I met up with some intranet managers the other day and there was a lot of talk of metrics. How many page views, how many users, who had clicked what and so on.

The conversation swiftly turned to which software each of us was using. However, I am sure that this was missing the point of metrics.

Here are my thoughts and experiences of metrics

1. In dealing with your stakeholders you always need to think about what you want your metrics to say. At first this seems counter to logic. Surely if we produce some standardised numbers then the 'truth' will appear before us? I would argue contrary to this and say that you need to use your site stats to support your strategy. If your intranet is about costs then show graphs about cost, if your intranet is about communications show graphs about communications. If you are forever getting into unproductive debates about something then use your stats to put a lid on it.

2. Design your stats to support your arguments. If you are doing this then it is unlikely that a standard stats package does the job. One of the things that I needed to do in my role was convince stakeholders that using the intranet was something that our staff did do. Back then nobody believed that the intranet was a viable platform for our business. I selected a metric that would convince those around me of this and also had some likelihood of success.

3. Put in the hard work to get the stats. If you need to collect stats by hand and process them in long convoluted ways then allocate resources to just that. Spend time in the presentation and rigour of your charts and graphs and perhaps prepare a dashboard.

4. Spend time communicating. Use your stats as a regular part of your governance meetings and carry them with you at all times. My dashboard is always with me and I find I use it in half of all my meetings.

By doing a good job of your metrics you will keep focus on output measures of success rather than random opinion of 'what makes a good intranet'.

Friday, 10 October 2008

Using Community Forums to create business value

We were privileged to be awarded the steptwo gold award for innovation for the use of community forums on our intranet. The system is being used for real business value and has rapidly become part of the way we do things around here.

James at steptwo recorded the following video

Comments welcome!

Monday, 6 October 2008

Save me from amateur web designers!

You know them don't you. They open the meeting by saying "We need something different for our site. I've drafted something in powerpoint and need you to put it up". After asking a couple of questions you realise that this person is wedded to their new website design and it has become their life's work to publish it on your company's intranet.

You make some comments about user centred design, design standards, usability testing and then having debated the pros and cons they land their killer argument as to why none of these apply to their design "I have used hundreds of websites and I know what makes a good one".

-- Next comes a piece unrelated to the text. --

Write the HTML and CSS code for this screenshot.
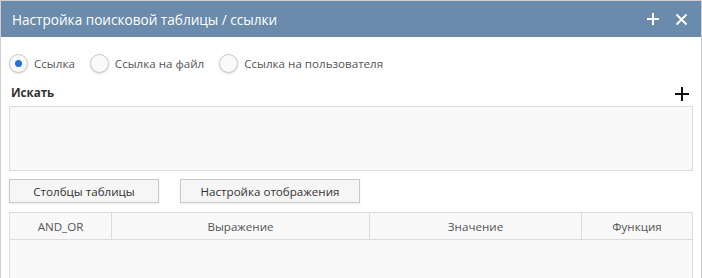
FILE: index.html
```html
<!DOCTYPE html>
<html lang="ru">
<head>
  <meta charset="UTF-8" />
  <title>Настройка поисковой таблицы / ссылки</title>
  <link rel="stylesheet" href="styles.css">
</head>
<body>

  <div class="window">
    <div class="window-header">
      <span class="window-title">Настройка поисковой таблицы / ссылки</span>
      <div class="window-tools">
        <svg width="14" height="14" viewBox="0 0 14 14"><path d="M7 1v12M1 7h12" stroke="#fff" stroke-width="2"/></svg>
        <svg width="13" height="13" viewBox="0 0 13 13"><path d="M1.5 1.5l10 10M11.5 1.5l-10 10" stroke="#fff" stroke-width="2"/></svg>
      </div>
    </div>

    <div class="window-body">
      <div class="link-types">
        <label class="radio checked"><span class="radio-dot"></span>Ссылка</label>
        <label class="radio"><span class="radio-dot"></span>Ссылка на файл</label>
        <label class="radio"><span class="radio-dot"></span>Ссылка на пользователя</label>
      </div>

      <div class="search-head">
        <span class="section-title">Искать</span>
        <svg width="16" height="16" viewBox="0 0 16 16"><path d="M8 1v14M1 8h14" stroke="#111" stroke-width="2"/></svg>
      </div>
      <div class="search-box"></div>

      <div class="button-row">
        <button type="button" class="btn btn-columns">Столбцы таблицы</button>
        <button type="button" class="btn btn-display">Настройка отображения</button>
      </div>

      <div class="grid">
        <div class="grid-head">
          <div>AND_OR</div>
          <div>Выражение</div>
          <div>Значение</div>
          <div>Функция</div>
        </div>
        <div class="grid-body"></div>
      </div>
    </div>
  </div>

</body>
</html>
```

FILE: styles.css
```css
body {
  margin: 0;
  font-family: "Open Sans", "Liberation Sans", sans-serif;
  font-size: 11.6px;
  color: #555;
  background: #fff;
}

.window {
  width: 702px;
  height: 278px;
  box-sizing: border-box;
  border: 1px solid #cfcfcf;
  border-bottom: none;
  overflow: hidden;
}

.window-header {
  height: 36px;
  background-color: #6a8bab;
  display: flex;
  align-items: center;
  justify-content: space-between;
  padding: 0 13px 0 11px;
}

.window-title {
  color: #fff;
  font-size: 13.6px;
}

.window-tools {
  display: flex;
  align-items: center;
  gap: 15px;
}

.window-tools svg {
  display: block;
}

.window-body {
  padding: 0 7px 0 8px;
}

.link-types {
  display: flex;
  align-items: center;
  margin-top: 17px;
  height: 19px;
}

.radio {
  display: flex;
  align-items: center;
  gap: 6px;
  margin-right: 15px;
  color: #555;
}

.radio-dot {
  width: 17px;
  height: 17px;
  border: 1px solid #c8c8c8;
  border-radius: 50%;
  background: #fafafa;
  box-shadow: 0 1px 2px rgba(0,0,0,0.12);
  display: flex;
  align-items: center;
  justify-content: center;
}

.radio.checked .radio-dot::after {
  content: "";
  width: 7px;
  height: 7px;
  border-radius: 50%;
  background: #1f73d8;
}

.search-head {
  display: flex;
  justify-content: space-between;
  align-items: center;
  margin-top: 11px;
  height: 16px;
  padding-right: 4px;
}

.search-head svg {
  display: block;
  margin-top: 3px;
}

.section-title {
  font-weight: bold;
  color: #333;
  padding-left: 2px;
}

.search-box {
  margin-top: 6px;
  margin-right: 1px;
  height: 63px;
  border: 1px solid #dcdcdc;
  background: #f9f9f9;
}

.button-row {
  display: flex;
  gap: 21px;
  margin-top: 8px;
}

.btn {
  height: 24px;
  box-sizing: border-box;
  border: 1px solid #c9c9c9;
  background: #f6f6f6;
  box-shadow: 0 1px 2px rgba(0,0,0,0.08);
  font-family: inherit;
  font-size: 11.6px;
  color: #333;
  padding: 0;
}

.btn-columns {
  width: 150px;
}

.btn-display {
  width: 180px;
}

.grid {
  margin-top: 9px;
  margin-right: 1px;
  border: 1px solid #dcdcdc;
  background: #f9f9f9;
}

.grid-head {
  display: grid;
  grid-template-columns: 101px 258px 212px 1fr;
  height: 26px;
  border-bottom: 1px solid #dcdcdc;
}

.grid-head div {
  display: flex;
  align-items: center;
  justify-content: center;
  border-left: 1px solid #dcdcdc;
  color: #555;
}

.grid-head div:first-child {
  border-left: none;
}

.grid-body {
  height: 60px;
}
```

Aaargh! This drives me crackers. Over the years I've listened to many songs by Paul McCartney, I know none of them have more than 4 chords, (how hard can it be?) and yet I'm pretty sure I'll never write a song as good as a Beatles classic.

If things go badly you meekly counter with some mumbling about how the content management system can't handle that layout and blame the IT people.

You can avoid this situation though. Get together some successful publishers in your organisation. Jointly develop some design guidelines and principles. Make them as open as possible and use some of the latest research to support it. Create an approval governance for non-standard designs.

Give people reasons to follow your guidelines (DDA compliance, Search engine friendliness - everyone wants their page high up in the rankings, Browser compatibility, etc.)
Get your governance to support it.

What are your best tips for getting new sites to integrate with your design?

10 ways to kill your intranet

Just read a great presentation by Sam Marshall called '10 ways to kill your intranet' (1mb pdf) - it made me laugh, and created a great opportunity to have a discussion with my team.